In order to evaluate the model’s ability to address its fit and assess its performance. I will complete the following tasks:
Calculate the standard errors of coefficients and build C.I.
Create a scatter plot to visualize the relationship between
sex and the binary_outcome.
# Calculate standard errors for coefficients
se <- summary(model)$coefficients[, "Std. Error"]
# Build 95% confidence intervals for coefficients
ci_lower <- coef(model) - 1.96 * se
ci_upper <- coef(model) + 1.96 * se
# Display standard errors and confidence intervals
se
## (Intercept) sexMale
## 6392.053 9039.728
cbind(Coefficient = coef(model), `95% CI Lower` = ci_lower, `95% CI Upper` = ci_upper)
## Coefficient 95% CI Lower 95% CI Upper
## (Intercept) -2.656607e+01 -12554.99 12501.86
## sexMale -1.484977e-13 -17717.87 17717.87
Findings:
The 95% CI for the Intercept ranges from approximately; -12554.99 to 12501.86
The 95% CI for sexMale ranges from approximately; -17717.87 to 17717.87.
It is challenging to determine with certainty how much the “sex” variable influenced the binary outcome because of the wide confidence intervals and the very low coefficient for “sexMale” (around zero). There isn’t a strong correlation found in the data between “sex” and the outcome variable “Interest_Cat.” The high uncertainty is indicated by the broad confidence ranges. In this practice, the logistic regression model provides no useful information about the effect of the “sex” variable on the likelihood of falling into the “Interest_Cat” category.
Scatter plot:
# Create a scatter plot
ggplot(data = df, aes(x = sex, y = binary_outcome)) +
geom_point() +
labs(x = "Sex", y = "Binary Outcome", title = "Scatter Plot of Sex vs. Binary Outcome")

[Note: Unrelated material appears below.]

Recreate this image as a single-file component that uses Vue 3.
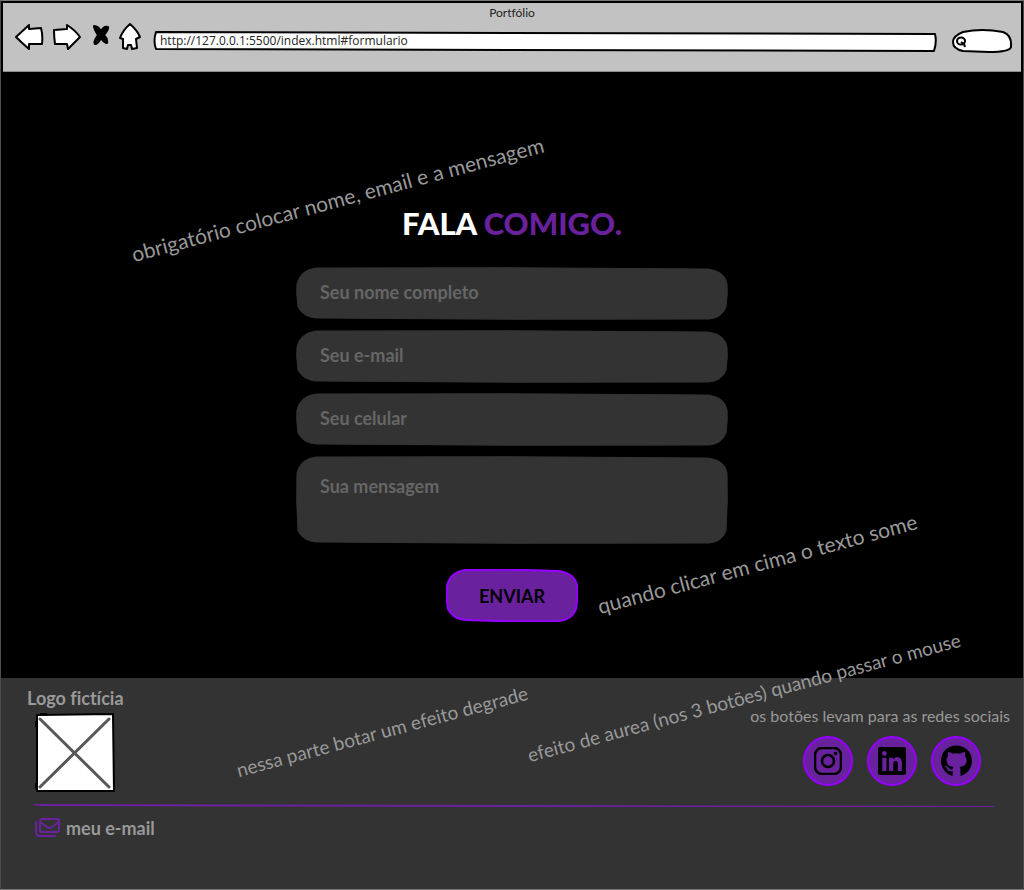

Umm…this scatterplot….is…you know,…. no comment…. :D
In this data dive, I have built a logistic regression model that
works, but doesn’t produce the best results, Regardless, the model was
able to predict the binary_outcome Interested_Cat based on
the sex variable. I interpreted the coefficients and
assessed the model precision with standard errors and confidence
intervals (as mentioned as a bonus exercise).
Further Questions:
Does the sex variable alone provide sufficient
information to predict the Interest_Cat category, or do I
need to consider additional explanatory variables?
Are there possible interactions (nonlinear relationships) between variables that should (or need to) be explored?
How well does this model fit the data? What are other statistical metrics that should be considered for model evaluation?
Overall, additional analyses, model refinements, and data exploration is required to provide more insights and enhance the predictive power of the model.